People: Fortunes of War

3 minute read
TIME

Old Reza Pahlavi, who abdicated as Iran’s Shah last month “for reasons of health,” was deposited by the British on the tiny island of Mauritius in the Indian Ocean “owing to the war situation.” ∙∙ Henry Ford, who sent an ineffectual “peace ship” abroad last war, became the tenth citizen to sell or lease a yacht to the Navy for $1. (Two others: Vincent Astor, Major Edward Bowes.) ∙∙ Captain Lord Louis Mountbatfen (in command of the aircraft carrier Illustrious at Norfolk Navy Yard) declared in Washington that he had become a straphanger because cabs were beyond his means. ∙∙Debating food rations for men and women in the services, Lady Astor denied women ate less than men, told Parliament, “I eat far more than my husband.” ∙∙ Pursuing his dream of total comfort, elegance, and efficiency, Winston Churchill blossomed out in mirror-bright shoes equipped with zippers.
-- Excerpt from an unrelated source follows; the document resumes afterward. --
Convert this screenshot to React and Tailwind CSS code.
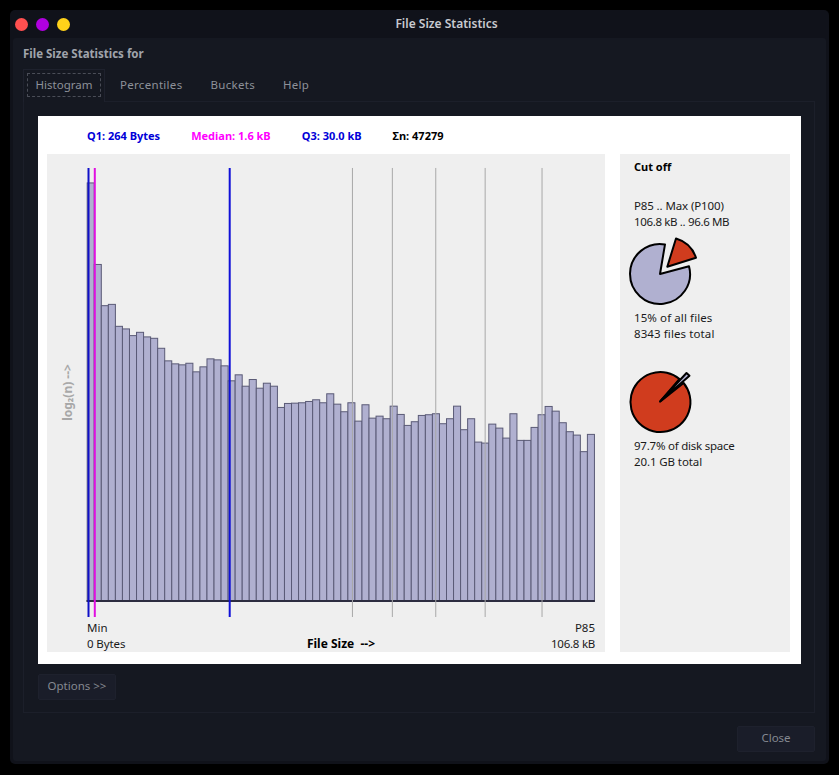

His actress daughter Sarah, 27, joined the Women’s Auxiliary Air Force of the R.A.F. (another daughter, Mary, is already in the Auxiliary Territorial Service.) ∙∙World War I draft dodger Grover Cleveland Bergdoll, who has served a little more than a year of his seven-and-a-half-year term in Leavenworth, became eligible for parole when all remaining Federal indictments against him were dismissed by the Government, ∙∙ Hero Alvin York’s 28-year-old nephew of the same name joined the Army in Chattanooga. ∙∙ Carter Glass III, grandson of the Senator, joined the Army Air Corps and was assigned to ground communications. ∙∙ Peter Gerald Lehman, 24-year-old adopted son of New York’s Governor Herbert Lehman, enlisted in the R.C.A.F. in Ottawa. The U.S. Army Air Corps had turned him down as a husband and father. ∙∙ Gertrude Lawrence turned down a medal the Finnish Government offered her for Finnish Relief Fund work, because Finland “is now the vassal of Nazi Germany.” ∙∙Of wartime writing, Writer Somerset Maugham, 67, said: “I’ve reached the conviction that an author may do his country more good just by going on and writing as though there were no war.” ∙∙Of writers and Army life, Writer John Roberts Tunis, World War I veteran, declared: “There is nothing better for a writer. … If a writer is drafted, he’s lucky.” ∙∙ Hobo King Jeff Davis said the draft and defense industries had cleaned the rods of ‘bos.

After lingering nine days, haggard, platinum-blonde Raven Sherman, heroine of Terry and the Pirates, died of injuries in the Chinese mountains. At Chicago’s Loyola University some 200 students faced the east, stood with heads bowed in memoriam.